Written by: Matt Molgaard
If you’re a fan of the legendary H.G. Wells tale, The Island of Dr. Moreau, you’re going to absolutely worship The Army of Dr. Moreau. This is one of IDW’s standout 2015 releases, and it deserves a wealth of praise that – in part – seems to have evaded the story. That’s criminal; this is amazing work.
The story actually features a fictionalized Wells, who immediately lets readers know that his book wasn’t rooted in pure fiction. Quite the contrary, The Island of Dr. Moreau is actually something of a glamorized true story. But here’s the real kicker: Hitler has been made aware of the validity of Moreau’s creations, and he’s sent a myriad of Nazi’s to the mysterious island to round up the surviving creatures, train them to be murderous machines fit for war.

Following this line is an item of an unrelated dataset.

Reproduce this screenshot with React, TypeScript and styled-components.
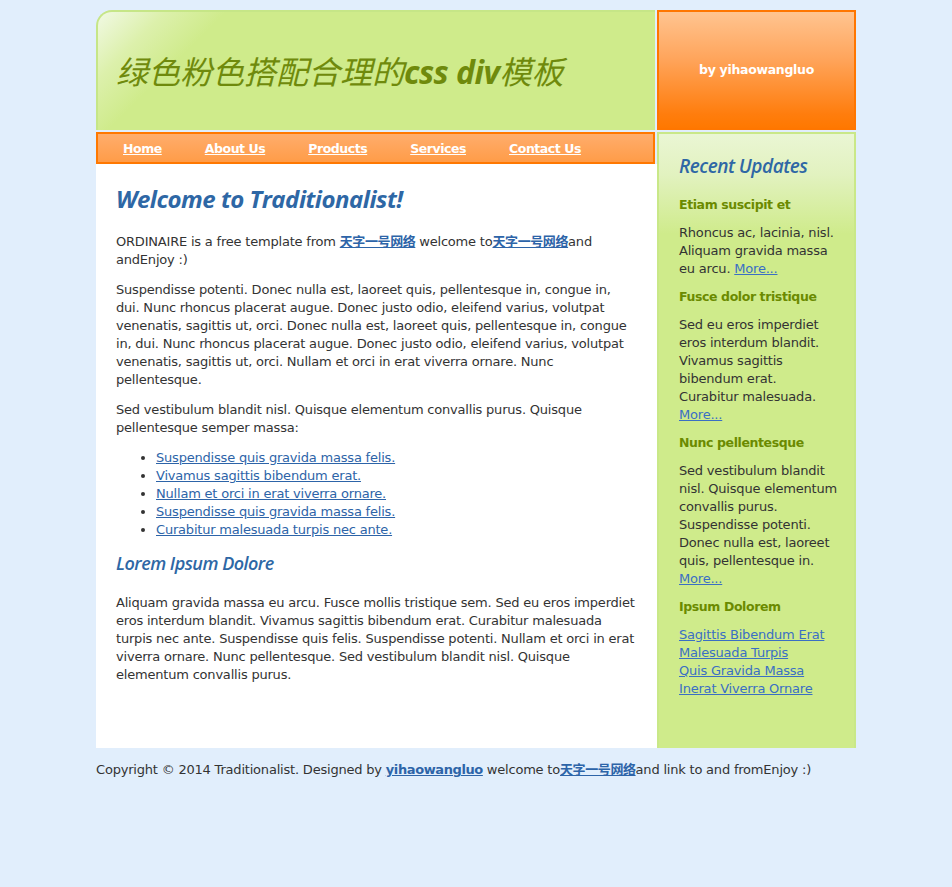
import React from "react";
import styled, { createGlobalStyle } from "styled-components";

const Global = createGlobalStyle`
  html, body { margin: 0; padding: 0; }
  body {
    background: #e1eefc;
    font-family: "DejaVu Sans", Verdana, "Noto Sans CJK SC", sans-serif;
    font-size: 13px;
    letter-spacing: -0.2px;
    line-height: 18px;
    color: #333333;
  }
`;

const Page = styled.div`
  width: 760px;
  margin: 10px auto 0;
`;

const Wrapper = styled.div`
  display: flex;
  align-items: stretch;
`;

const LeftCol = styled.div`
  width: 561px;
  display: flex;
  flex-direction: column;
`;

const RightCol = styled.div`
  width: 199px;
  display: flex;
  flex-direction: column;
`;

const Header = styled.div`
  width: 559px;
  height: 120px;
  box-sizing: border-box;
  margin-bottom: 2px;
  border-top: 2px solid #c6e687;
  border-left: 2px solid #c6e687;
  border-top-left-radius: 16px;
  background: linear-gradient(135deg, #f1f9e4 0%, #dcf0ab 10%, #cfeb8b 19%, #cfeb8b 100%);
  display: flex;
  align-items: center;
  padding-left: 18px;
`;

const Title = styled.h1`
  margin: 0;
  font-family: "Noto Sans CJK SC", "DejaVu Sans", sans-serif;
  font-weight: 400;
  font-style: italic;
  font-size: 32px;
  letter-spacing: 0;
  color: #6f8a0c;
  b {
    font-family: "Open Sans", "DejaVu Sans", sans-serif;
    font-weight: 700;
    letter-spacing: -0.5px;
  }
`;

const Brand = styled.div`
  height: 120px;
  box-sizing: border-box;
  margin-bottom: 2px;
  border: 2px solid #ff7600;
  background: linear-gradient(#ffc490 0%, #ffa55c 40%, #ff7d0d 88%, #ff7800 100%);
  display: flex;
  align-items: center;
  justify-content: center;
  color: #ffffff;
  font-weight: 700;
  font-size: 12.5px;
  letter-spacing: -0.3px;
`;

const Nav = styled.nav`
  width: 559px;
  height: 32px;
  box-sizing: border-box;
  border: 2px solid #ff7800;
  background: linear-gradient(#ffad6c, #ff9c48);
  display: flex;
  align-items: center;
  gap: 43px;
  padding: 2px 0 0 25px;
`;

const NavLink = styled.a`
  color: #ffffff;
  font-weight: 700;
  font-size: 12.5px;
  letter-spacing: -0.45px;
  text-decoration: underline;
  cursor: pointer;
`;

const Main = styled.main`
  flex: 1;
  background: #ffffff;
  padding: 20px 20px 52px 20px;
`;

const H1 = styled.h2`
  margin: 0 0 19px;
  font-family: "Open Sans", "DejaVu Sans", sans-serif;
  font-style: italic;
  font-weight: 700;
  font-size: 24px;
  line-height: 30px;
  letter-spacing: -0.5px;
  color: #2e67a5;
`;

const H2 = styled.h3`
  margin: 12px 0 19px;
  font-family: "Open Sans", "DejaVu Sans", sans-serif;
  font-style: italic;
  font-weight: 600;
  font-size: 18px;
  line-height: 24px;
  letter-spacing: -0.5px;
  color: #2e67a5;
`;

const P = styled.p`
  margin: 0 0 12px;
`;

const InlineLink = styled.a<{ $bold?: boolean }>`
  color: #2d64a8;
  text-decoration: underline;
  font-weight: ${(p) => (p.$bold ? 700 : 400)};
  letter-spacing: ${(p) => (p.$bold ? "-0.4px" : "inherit")};
  cursor: pointer;
`;

const List = styled.ul`
  margin: 0 0 12px;
  padding-left: 40px;
  li { margin: 0; }
`;

const Sidebar = styled.aside`
  flex: 1;
  box-sizing: border-box;
  border: 2px solid #c9e888;
  border-bottom: none;
  background: linear-gradient(#eaf6d4 0px, #e2f2c0 40px, #cfeb8b 100px, #cfeb8b 100%);
  padding: 19px 16px 30px 20px;
`;

const SideTitle = styled.h2`
  margin: 0 0 17px;
  font-family: "Open Sans", "DejaVu Sans", sans-serif;
  font-style: italic;
  font-weight: 600;
  font-size: 19px;
  line-height: 26px;
  letter-spacing: -0.5px;
  color: #2e67a5;
`;

const SideHead = styled.h4`
  margin: 0 0 10px;
  font-size: 12.5px;
  line-height: 18px;
  font-weight: 700;
  letter-spacing: -0.4px;
  color: #6b8a00;
`;

const SideP = styled.p`
  margin: 0 0 10px;
`;

const SideLink = styled.a`
  color: #3a6fc4;
  text-decoration: underline;
  cursor: pointer;
`;

const LinkStack = styled.div`
  display: flex;
  flex-direction: column;
  align-items: flex-start;
`;

const Footer = styled.footer`
  padding-top: 13px;
  line-height: 18px;
`;

const cn = "天字一号网络";

export default function App() {
  return (
    <>
      <Global />
      <Page>
        <Wrapper>
          <LeftCol>
            <Header>
              <Title>
                绿色粉色搭配合理的<b>css div</b>模板
              </Title>
            </Header>
            <Nav>
              <NavLink>Home</NavLink>
              <NavLink>About Us</NavLink>
              <NavLink>Products</NavLink>
              <NavLink>Services</NavLink>
              <NavLink>Contact Us</NavLink>
            </Nav>
            <Main>
              <H1>Welcome to Traditionalist!</H1>
              <P>
                ORDINAIRE is a free template from <InlineLink $bold>{cn}</InlineLink> welcome to
                <InlineLink $bold>{cn}</InlineLink>and andEnjoy :)
              </P>
              <P>
                Suspendisse potenti. Donec nulla est, laoreet quis, pellentesque in, congue in,
                dui. Nunc rhoncus placerat augue. Donec justo odio, eleifend varius, volutpat
                venenatis, sagittis ut, orci. Donec nulla est, laoreet quis, pellentesque in, congue
                in, dui. Nunc rhoncus placerat augue. Donec justo odio, eleifend varius, volutpat
                venenatis, sagittis ut, orci. Nullam et orci in erat viverra ornare. Nunc
                pellentesque.
              </P>
              <P>
                Sed vestibulum blandit nisl. Quisque elementum convallis purus. Quisque
                pellentesque semper massa:
              </P>
              <List>
                <li><InlineLink>Suspendisse quis gravida massa felis.</InlineLink></li>
                <li><InlineLink>Vivamus sagittis bibendum erat.</InlineLink></li>
                <li><InlineLink>Nullam et orci in erat viverra ornare.</InlineLink></li>
                <li><InlineLink>Suspendisse quis gravida massa felis.</InlineLink></li>
                <li><InlineLink>Curabitur malesuada turpis nec ante.</InlineLink></li>
              </List>
              <H2>Lorem Ipsum Dolore</H2>
              <P>
                Aliquam gravida massa eu arcu. Fusce mollis tristique sem. Sed eu eros imperdiet
                eros interdum blandit. Vivamus sagittis bibendum erat. Curabitur malesuada
                turpis nec ante. Suspendisse quis felis. Suspendisse potenti. Nullam et orci in erat
                viverra ornare. Nunc pellentesque. Sed vestibulum blandit nisl. Quisque
                elementum convallis purus.
              </P>
            </Main>
          </LeftCol>
          <RightCol>
            <Brand>by yihaowangluo</Brand>
            <Sidebar>
              <SideTitle>Recent Updates</SideTitle>
              <SideHead>Etiam suscipit et</SideHead>
              <SideP>
                Rhoncus ac, lacinia, nisl. Aliquam gravida massa eu arcu. <SideLink>More...</SideLink>
              </SideP>
              <SideHead>Fusce dolor tristique</SideHead>
              <SideP>
                Sed eu eros imperdiet eros interdum blandit. Vivamus sagittis bibendum erat.
                Curabitur malesuada. <SideLink>More...</SideLink>
              </SideP>
              <SideHead>Nunc pellentesque</SideHead>
              <SideP>
                Sed vestibulum blandit nisl. Quisque elementum convallis purus. Suspendisse
                potenti. Donec nulla est, laoreet quis, pellentesque in. <SideLink>More...</SideLink>
              </SideP>
              <SideHead>Ipsum Dolorem</SideHead>
              <LinkStack>
                <SideLink>Sagittis Bibendum Erat</SideLink>
                <SideLink>Malesuada Turpis</SideLink>
                <SideLink>Quis Gravida Massa</SideLink>
                <SideLink>Inerat Viverra Ornare</SideLink>
              </LinkStack>
            </Sidebar>
          </RightCol>
        </Wrapper>
        <Footer>
          Copyright © 2014 Traditionalist. Designed by <InlineLink $bold>yihaowangluo</InlineLink> welcome to
          <InlineLink $bold>{cn}</InlineLink>and link to and fromEnjoy :)
        </Footer>
      </Page>
    </>
  );
}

There’s also fresh work happening on the island. It’s up to a small group of English and American soldiers to prevent the Nazi brigade from further strengthening their forces.
David F. Walker does a bang up job with this story, and he creates a connective piece to the classic novel that’s entertaining, logical and wicked clever. Crafting a simple sequel to Wells’ story wouldn’t require a wealth of inventiveness, but to create what truly does feel like an entirely original story while remaining faithful to the parameters of Wells’ amazing story is just amazing. This couldn’t have gone any better, and Walker earns himself a hat tip, 1,000 times over.
Carl Sciacchitano’s artwork is clean, and just a tad reminiscent of some of Randy Valiente’s work. He brings a reflection of a period piece to life, the attire looking accurate and the anatomical look of the human characters appropriately “average” (there aren’t a bunch of characters who look like they live in a gym and pump their bodies full of steroids). It’s a well thought out approach that pays major dividends and effectively enhances Walker’s narrative.
IDW has long been one of my favorite publishers in the game. While they were soundly outclassed by Dark Horse last year (in regards to pure horror), they’re still delivering terrific work. IDW may not have dominated this corner of the market decisively in 2015, but their presence was acknowledged and thoroughly respected. Works like The Army of Dr. Moreau are a big part of the reason these guys remain perched near the very top of the heap.